Testing: They checked if the AI clones answered surveys and played games the same way the real people did.
What did they find?
The AI clones were 85% as accurate as the real people at answering survey questions. For example, if a person changed their answer slightly two weeks later, the AI clone matched that inconsistency.
They worked better than AI models that only used basic info (like age, race, or political party) to guess behavior. This reduced stereotypes.
Even if parts of the interviews were removed, the AI clones still did a good job, showing that interviews capture rich details about people.
Why does this matter?
Social Science: Instead of interviewing thousands of people every time, researchers could use these AI clones to simulate how groups might react to policies, disasters, or new products.
Fairness: By focusing on real people’s stories (not just demographics like age, gender, race, region, education, and political ideology), the AI avoids oversimplifying people into stereotypes.
Privacy: The data is shared carefully—basic results are public, but personal details are protected.
Example
- Imagine predicting how Americans would react to a new healthcare law. Instead of polling everyone, you could ask these AI clones (trained on real interviews) to simulate the response.
- In the same way, a big company may take survey with their employees about work from home policies and can understand their responses from their clones.

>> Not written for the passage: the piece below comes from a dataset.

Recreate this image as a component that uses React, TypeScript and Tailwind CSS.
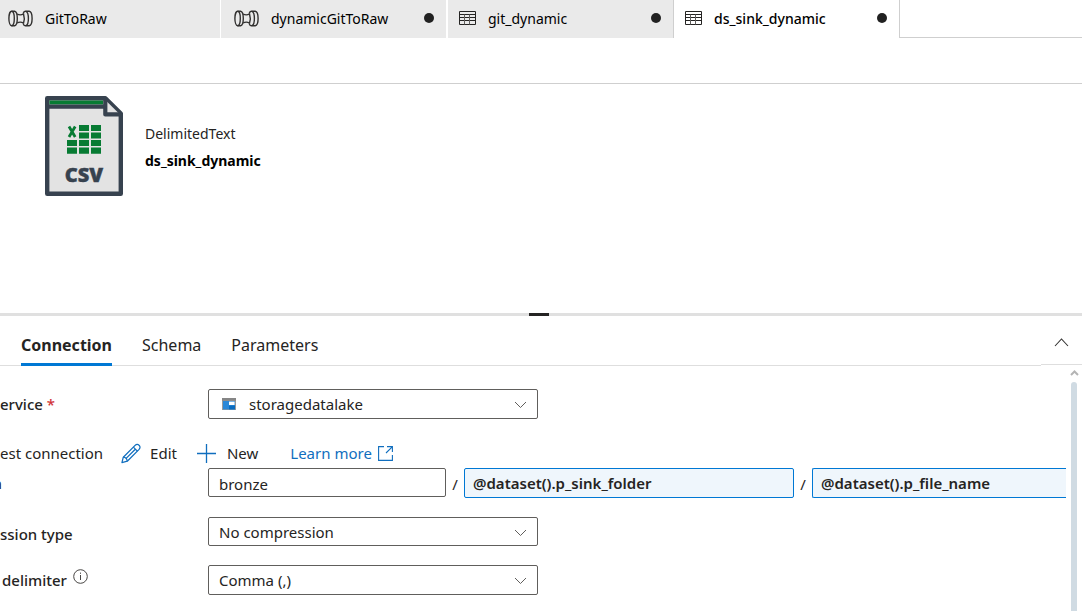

But there are limitations to this.
- The AI clones aren’t perfect—they’re still based on what people say, not what they do in real life.
- Interviews take time and might miss hidden biases in the AI itself.
- AI Clone data become enormously important and critical. Compromizing this data may be catastrophic.
Conclusion
Creating AI that can act like real people is a big step forward in how we understand both human behavior and what AI can do. This new technology gives us amazing new ways to study society and plan better policies. But we need to be careful about how we use it.
Being able to make AI copies of people that think and act like them is both exciting and worrying. It helps us better predict how people might react to changes and make smarter choices. But we also need to think hard about keeping people’s information private, making sure they agree to have their data used, and figuring out where to draw the line between real people and their AI copies.